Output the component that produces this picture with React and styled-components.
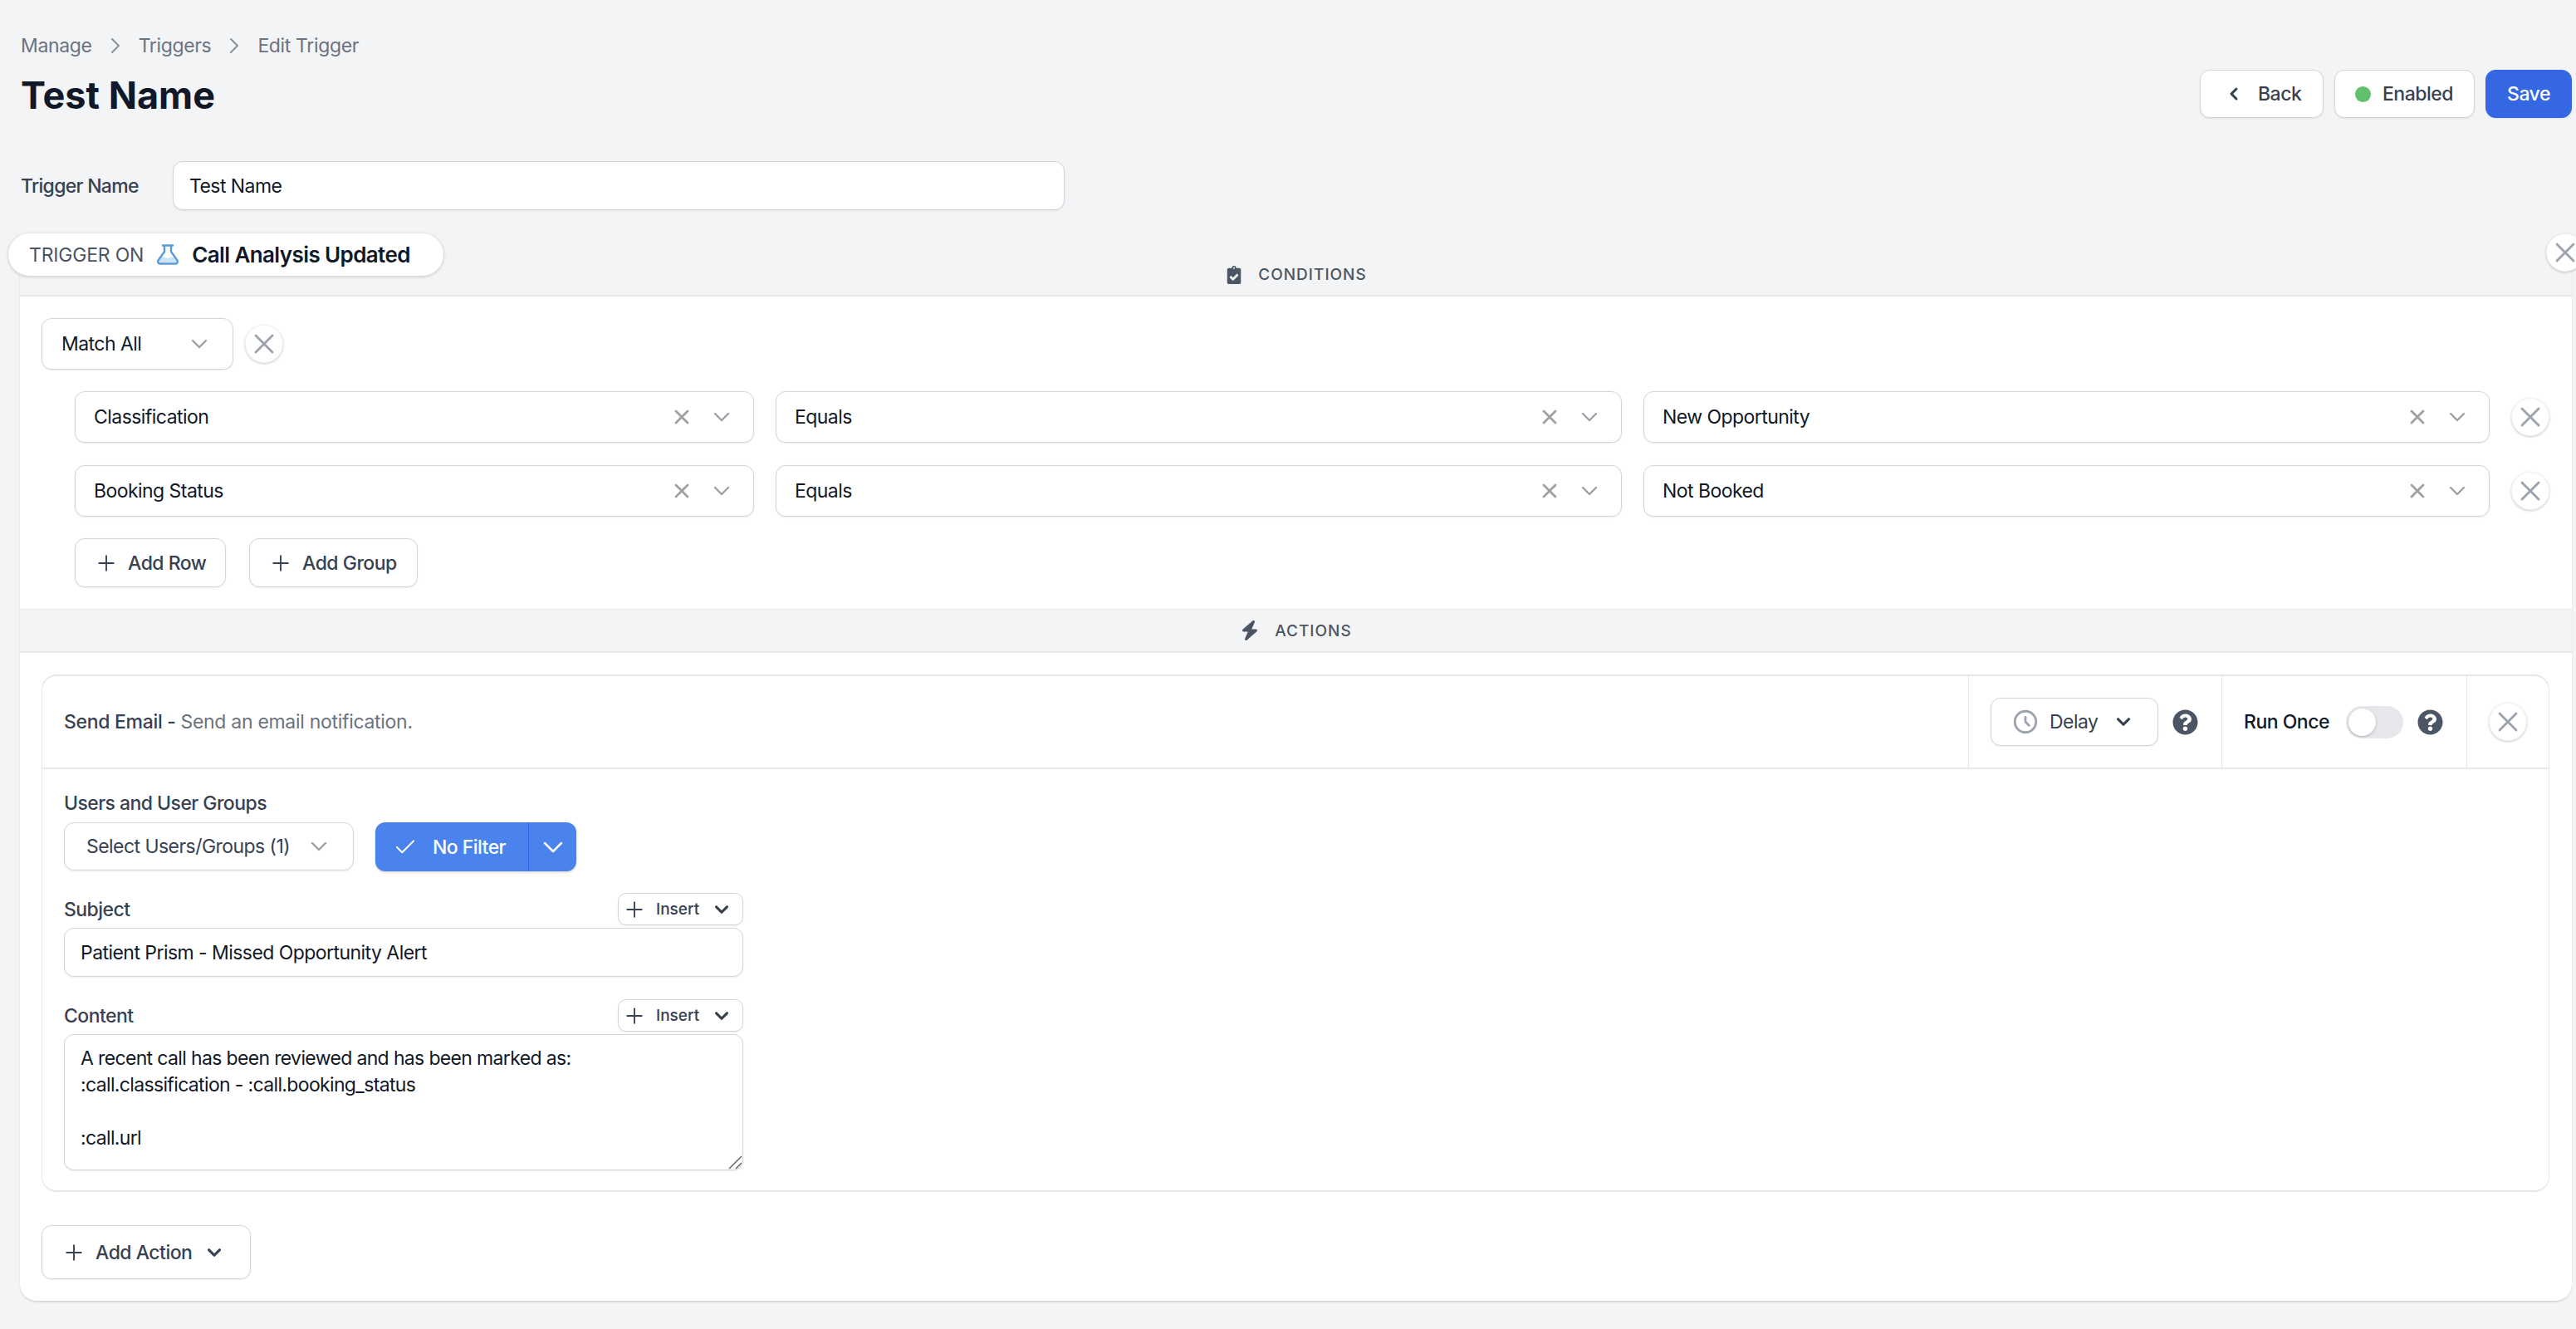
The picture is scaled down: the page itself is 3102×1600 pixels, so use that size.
import React from "react";
import styled, { createGlobalStyle } from "styled-components";
import { FaClipboardCheck, FaQuestionCircle } from "react-icons/fa";
import { FaBolt } from "react-icons/fa6";
import { HiOutlineClock, HiChevronDown, HiChevronLeft, HiX } from "react-icons/hi";
import { Check, ChevronDown, ChevronRight, Plus, X } from "lucide-react";

const GlobalStyle = createGlobalStyle`
  html, body {
    margin: 0;
    background: #f3f4f6;
    overflow: hidden;
  }
  body {
    font-family: Inter, "Liberation Sans", sans-serif;
    font-size: 23px;
    letter-spacing: -0.55px;
    color: #111827;
  }
  * { box-sizing: border-box; }
`

const Page = styled.div`
  width: 3102px;
  height: 1600px;
  padding: 42px 5px 0 25px;
  overflow: hidden;
`

const TopBar = styled.div`
  display: flex;
  justify-content: space-between;
  align-items: flex-end;
`

const Breadcrumb = styled.nav`
  display: flex;
  align-items: center;
  height: 26px;
  letter-spacing: -0.35px;
  color: #6b7280;
`

const CrumbArrow = styled(ChevronRight)`
  width: 32px;
  height: 32px;
  margin: 0 12px;
  color: #8a909b;
  stroke-width: 1.5;
`

const Title = styled.h1`
  margin: 19px 0 0 0;
  font-size: 45px;
  line-height: 56px;
  font-weight: 700;
  letter-spacing: 0;
  color: #111827;
`

const TopActions = styled.div`
  display: flex;
  gap: 13px;
  margin-bottom: 1px;
`

const Button = styled.button`
  display: flex;
  align-items: center;
  justify-content: ${(p) => (p.$left ? "flex-start" : "center")};
  height: ${(p) => p.$height || 58}px;
  width: ${(p) => p.$width}px;
  padding: 0 0 0 ${(p) => p.$left || 0}px;
  background: #fff;
  border: 1px solid #d1d5db;
  border-radius: 12px;
  box-shadow: 0 1px 2px rgba(0, 0, 0, 0.08);
  font: inherit;
  letter-spacing: -0.5px;
  font-weight: 500;
  color: #374151;
  gap: ${(p) => p.$gap || 11}px;
`

const SaveButton = styled(Button)`
  background: #3667e3;
  border-color: #3667e3;
  color: #fff;
`

const BackIcon = styled(HiChevronLeft)`
  width: 30px;
  height: 30px;
`

const StatusDot = styled.span`
  width: 19px;
  height: 19px;
  border-radius: 50%;
  background: #5fc16d;
`

const NameRow = styled.div`
  display: flex;
  align-items: center;
  margin-top: 51px;
`

const NameLabel = styled.label`
  width: 183px;
  font-weight: 500;
  letter-spacing: -0.7px;
  color: #374151;
`

const TextInput = styled.input`
  display: block;
  width: ${(p) => p.$width}px;
  height: 59px;
  padding: 0 19px;
  background: #fff;
  border: 1px solid #d1d5db;
  border-radius: 12px;
  box-shadow: 0 1px 2px rgba(0, 0, 0, 0.08);
  font: inherit;
  letter-spacing: inherit;
  color: #111827;
  outline: none;
`

const Panel = styled.section`
  position: relative;
  margin: 52px 0 0 -1px;
  background: #fff;
  border-radius: 0 0 20px 20px;
  box-shadow: 0 2px 3px -1px rgba(0, 0, 0, 0.2), 0 0 1px rgba(0, 0, 0, 0.05);
`

const TriggerPill = styled.div`
  position: absolute;
  top: -24px;
  left: -14px;
  display: flex;
  align-items: center;
  height: 51px;
  width: 524px;
  padding-left: 25px;
  background: #fff;
  border-radius: 26px;
  box-shadow: 0 1px 4px rgba(0, 0, 0, 0.2);
  z-index: 2;
`

const PillLabel = styled.span`
  color: #4b5563;
  letter-spacing: -0.2px;
`

const PillValue = styled.span`
  margin-left: 15px;
  font-size: 26px;
  font-weight: 600;
  letter-spacing: -0.6px;
  color: #111827;
`

const FlaskSvg = styled.svg`
  margin-left: 15px;
  width: 28px;
  height: 25px;
  flex: none;
`

const CircleClose = styled.button`
  display: flex;
  align-items: center;
  justify-content: center;
  flex: none;
  width: 46px;
  height: 46px;
  padding: 0;
  background: #fff;
  border: 1px solid #f3f4f6;
  border-radius: 50%;
  box-shadow: 0 1px 3px rgba(0, 0, 0, 0.22);
  color: #9ca3af;
`

const CloseIcon = styled(X)`
  width: 40px;
  height: 40px;
  flex: none;
  stroke-width: 1.7;
`

const PanelClose = styled(CircleClose)`
  position: absolute;
  top: -24px;
  right: -15px;
  z-index: 2;
`

const SectionHeader = styled.div`
  display: flex;
  align-items: center;
  justify-content: center;
  gap: 18px;
  height: ${(p) => p.$height}px;
  background: #f3f4f6;
  border-top: 1px solid ${(p) => p.$topLine};
  border-bottom: 2px solid #e5e7eb;
  color: #4b5563;
  font-size: 19px;
  font-weight: 500;
  letter-spacing: 1px;
  svg {
    height: ${(p) => p.$iconHeight}px;
    width: auto;
  }
`

const ConditionsBody = styled.div`
  display: flex;
  flex-direction: column;
  gap: 26px;
  padding: 26px 27px 26px 26px;
`

const GroupRow = styled.div`
  display: flex;
  align-items: center;
  gap: 14px;
`

const RowList = styled.div`
  display: flex;
  flex-direction: column;
  gap: 27px;
  padding-left: 40px;
`

const ConditionRow = styled.div`
  display: grid;
  grid-template-columns: 818px 1019px 1019px 46px;
  gap: 26px;
  align-items: center;
`

const Select = styled.div`
  display: flex;
  align-items: center;
  height: ${(p) => p.$height || 62}px;
  width: ${(p) => (p.$width ? p.$width + "px" : "auto")};
  padding: 0 ${(p) => p.$right || 22}px 0 ${(p) => p.$left || 22}px;
  background: #fff;
  border: 1px solid #d1d5db;
  border-radius: 12px;
  box-shadow: 0 1px 2px rgba(0, 0, 0, 0.08);
  color: ${(p) => p.$color || "#111827"};
`

const SelectText = styled.span`
  flex: 1;
`

const DelayText = styled(SelectText)`
  padding-left: 12px;
`

const ClearIcon = styled(HiX)`
  width: 28px;
  height: 28px;
  margin-right: 18px;
  color: #a0a0a0;
`

// thin grey arrow of the plain selects
const SelectArrow = styled(ChevronDown)`
  width: 32px;
  height: 32px;
  flex: none;
  color: #9a9ea6;
  stroke-width: 1.75;
`

// heavier arrow of the action buttons
const ButtonArrow = styled(HiChevronDown)`
  width: 32px;
  height: 32px;
  flex: none;
  color: #374151;
`

const ClockIcon = styled(HiOutlineClock)`
  width: 34px;
  height: 34px;
  flex: none;
  color: #9ca3af;
`

const ButtonRow = styled.div`
  display: flex;
  gap: 28px;
  padding-left: 40px;
`

const PlusIcon = styled(Plus)`
  width: 30px;
  height: 30px;
  flex: none;
  color: #374151;
  stroke-width: 1.5;
`

const ActionsBody = styled.div`
  padding: 26px 27px 26px 26px;
`

const Card = styled.div`
  border: solid #e5e7eb;
  border-width: 2px 1px;
  border-radius: 18px;
`

const CardHeader = styled.div`
  display: flex;
  align-items: stretch;
  height: 112px;
  border-bottom: 2px solid #e5e7eb;
`

const CardTitle = styled.div`
  flex: 1;
  align-self: center;
  padding-left: 26px;
  font-weight: 500;
  letter-spacing: -0.3px;
  color: #374151;
  span {
    font-weight: 400;
    color: #6b7280;
  }
`

const HeaderCell = styled.div`
  display: flex;
  align-items: center;
  width: ${(p) => p.$width}px;
  padding-left: ${(p) => p.$left}px;
  border-left: 1px solid #e5e7eb;
`

const HelpIcon = styled(FaQuestionCircle)`
  width: 31px;
  height: 31px;
  flex: none;
  margin-left: ${(p) => p.$gap || 0}px;
  color: #4b5563;
`

const RunLabel = styled.span`
  font-weight: 500;
  letter-spacing: -0.5px;
  color: #111827;
`

const Toggle = styled.span`
  display: flex;
  align-items: center;
  width: 69px;
  height: 39px;
  margin: 0 17px 0 20px;
  padding: 3px;
  border-radius: 20px;
  background: #e5e7eb;
  &::before {
    content: "";
    width: 33px;
    height: 33px;
    border-radius: 50%;
    background: #fff;
    box-shadow: 0 1px 3px rgba(0, 0, 0, 0.25);
  }
`

const CardBody = styled.div`
  padding: 28px 26px 24px 26px;
`

const FieldLabel = styled.label`
  display: block;
  line-height: 26px;
  font-weight: 500;
  color: #374151;
`

const FilterRow = styled.div`
  display: flex;
  gap: 26px;
  margin: 10px 0 26px;
`

const SplitButton = styled.div`
  display: flex;
  height: 59px;
  color: #fff;
  background: #4b83ec;
  border-radius: 12px;
  box-shadow: 0 1px 3px rgba(0, 0, 0, 0.2);
`

const SplitMain = styled.div`
  display: flex;
  align-items: center;
  gap: 18px;
  width: 185px;
  padding-left: 21px;
  font-weight: 500;
  border-right: 1px solid #3667e3;
`

const CheckIcon = styled(Check)`
  width: 30px;
  height: 30px;
  stroke-width: 1.6;
`

const SplitArrow = styled.div`
  display: flex;
  align-items: center;
  justify-content: center;
  flex: 1;
  width: 57px;
`

const SplitChevron = styled(ChevronDown)`
  width: 40px;
  height: 40px;
  stroke-width: 1.5;
`

const FieldHead = styled.div`
  display: flex;
  align-items: center;
  justify-content: space-between;
  width: 818px;
  height: 39px;
  margin-bottom: 3px;
  ${FieldLabel} {
    padding-top: 1px;
  }
`

const InsertButton = styled(Button)`
  font-size: 19px;
  letter-spacing: 0;
  border-radius: 10px;
`

const AreaWrap = styled.div`
  position: relative;
  width: 818px;
  height: 164px;
`

const ContentArea = styled.textarea`
  display: block;
  width: 100%;
  height: 100%;
  padding: 12px 19px;
  background: #fff;
  border: 1px solid #d1d5db;
  border-radius: 12px;
  box-shadow: 0 1px 2px rgba(0, 0, 0, 0.08);
  font: inherit;
  letter-spacing: -0.65px;
  line-height: 32px;
  color: #111827;
  outline: none;
  resize: none;
`

const ResizeGrip = styled.svg`
  position: absolute;
  right: 1px;
  bottom: 1px;
  width: 17px;
  height: 17px;
`

const FieldBlock = styled.div`
  margin-bottom: 27px;
`

const AddActionButton = styled(Button)`
  margin-top: 40px;
`

const contentText = `A recent call has been reviewed and has been marked as:
:call.classification - :call.booking_status

:call.url`

const conditions = [
  { field: "Classification", value: "New Opportunity" },
  { field: "Booking Status", value: "Not Booked" },
]

function Flask() {
  return (
    <FlaskSvg viewBox="0 0 28 25" fill="none">
      <path d="M6 16c4-2 6 1.5 9 .5s4-1 7-.5l3 6H3z" fill="#cfe2f3" />
      <path
        d="M8 1.5h12M10 1.5v7.5L2.5 19.5a2.6 2.6 0 0 0 2.1 4h18.8a2.6 2.6 0 0 0 2.1-4L18 9V1.5"
        stroke="#5b9bd5"
        strokeWidth="2.4"
        strokeLinecap="round"
        strokeLinejoin="round"
      />
    </FlaskSvg>
  )
}

function ConditionSelect({ text }) {
  return (
    <Select>
      <SelectText>{text}</SelectText>
      <ClearIcon />
      <SelectArrow />
    </Select>
  )
}

function InsertHead({ label }) {
  return (
    <FieldHead>
      <FieldLabel>{label}</FieldLabel>
      <InsertButton $width={151} $height={39} $left={4}>
        <PlusIcon />
        Insert
        <ButtonArrow />
      </InsertButton>
    </FieldHead>
  )
}

export default function App() {
  return (
    <Page>
      <GlobalStyle />
      <TopBar>
        <div>
          <Breadcrumb>
            Manage <CrumbArrow /> Triggers <CrumbArrow /> Edit Trigger
          </Breadcrumb>
          <Title>Test Name</Title>
        </div>
        <TopActions>
          <Button $width={149} $left={25} $gap={14}>
            <BackIcon />
            Back
          </Button>
          <Button $width={169} $left={24} $gap={14}>
            <StatusDot />
            Enabled
          </Button>
          <SaveButton $width={104}>Save</SaveButton>
        </TopActions>
      </TopBar>

      <NameRow>
        <NameLabel>Trigger Name</NameLabel>
        <TextInput $width={1074} defaultValue="Test Name" readOnly />
      </NameRow>

      <Panel>
        <TriggerPill>
          <PillLabel>TRIGGER ON</PillLabel>
          <Flask />
          <PillValue>Call Analysis Updated</PillValue>
        </TriggerPill>
        <PanelClose><CloseIcon /></PanelClose>

        <SectionHeader $height={52} $topLine="#f1f2f4" $iconHeight={22}>
          <FaClipboardCheck />
          CONDITIONS
        </SectionHeader>
        <ConditionsBody>
          <GroupRow>
            <Select $width={231} $left={23} $right={24}>
              <SelectText>Match All</SelectText>
              <SelectArrow />
            </Select>
            <CircleClose><CloseIcon /></CircleClose>
          </GroupRow>
          <RowList>
            {conditions.map((c) => (
              <ConditionRow key={c.field}>
                <ConditionSelect text={c.field} />
                <ConditionSelect text="Equals" />
                <ConditionSelect text={c.value} />
                <CircleClose><CloseIcon /></CircleClose>
              </ConditionRow>
            ))}
          </RowList>
          <ButtonRow>
            <Button $width={182} $height={59} $left={22}><PlusIcon />Add Row</Button>
            <Button $width={203} $height={59} $left={22}><PlusIcon />Add Group</Button>
          </ButtonRow>
        </ConditionsBody>

        <SectionHeader $height={53} $topLine="#e5e7eb" $iconHeight={24}>
          <FaBolt />
          ACTIONS
        </SectionHeader>
        <ActionsBody>
          <Card>
            <CardHeader>
              <CardTitle>Send Email - <span>Send an email notification.</span></CardTitle>
              <HeaderCell $width={305} $left={26}>
                <Select $width={202} $height={58} $left={24} $right={25} $color="#374151">
                  <ClockIcon />
                  <DelayText>Delay</DelayText>
                  <ButtonArrow />
                </Select>
                <HelpIcon $gap={17} />
              </HeaderCell>
              <HeaderCell $width={295} $left={26}>
                <RunLabel>Run Once</RunLabel>
                <Toggle />
                <HelpIcon />
              </HeaderCell>
              <HeaderCell $width={99} $left={26}>
                <CircleClose><CloseIcon /></CircleClose>
              </HeaderCell>
            </CardHeader>
            <CardBody>
              <FieldLabel>Users and User Groups</FieldLabel>
              <FilterRow>
                <Select $width={349} $height={58} $left={26} $right={25} $color="#374151">
                  <SelectText>Select Users/Groups (1)</SelectText>
                  <SelectArrow />
                </Select>
                <SplitButton>
                  <SplitMain><CheckIcon />No Filter</SplitMain>
                  <SplitArrow><SplitChevron /></SplitArrow>
                </SplitButton>
              </FilterRow>
              <FieldBlock>
                <InsertHead label="Subject" />
                <TextInput $width={818} defaultValue="Patient Prism - Missed Opportunity Alert" readOnly />
              </FieldBlock>
              <InsertHead label="Content" />
              <AreaWrap>
                <ContentArea defaultValue={contentText} readOnly />
                <ResizeGrip viewBox="0 0 17 17" fill="none" stroke="#666" strokeWidth="1.5">
                  <path d="M1 16 16 1M9 16l7-7" />
                </ResizeGrip>
              </AreaWrap>
            </CardBody>
          </Card>
          <AddActionButton $width={252} $height={65} $left={23}>
            <PlusIcon />
            Add Action
            <ButtonArrow />
          </AddActionButton>
        </ActionsBody>
      </Panel>
    </Page>
  )
}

Set problem> From the opening line of the listing above through the line bearing "ChevronRight, Plus, X", repeat each line exactly. Drop every picture.

Task response>
Output the component that produces this picture with React and styled-components.
The picture is scaled down: the page itself is 3102×1600 pixels, so use that size.
import React from "react";
import styled, { createGlobalStyle } from "styled-components";
import { FaClipboardCheck, FaQuestionCircle } from "react-icons/fa";
import { FaBolt } from "react-icons/fa6";
import { HiOutlineClock, HiChevronDown, HiChevronLeft, HiX } from "react-icons/hi";
import { Check, ChevronDown, ChevronRight, Plus, X } from "lucide-react";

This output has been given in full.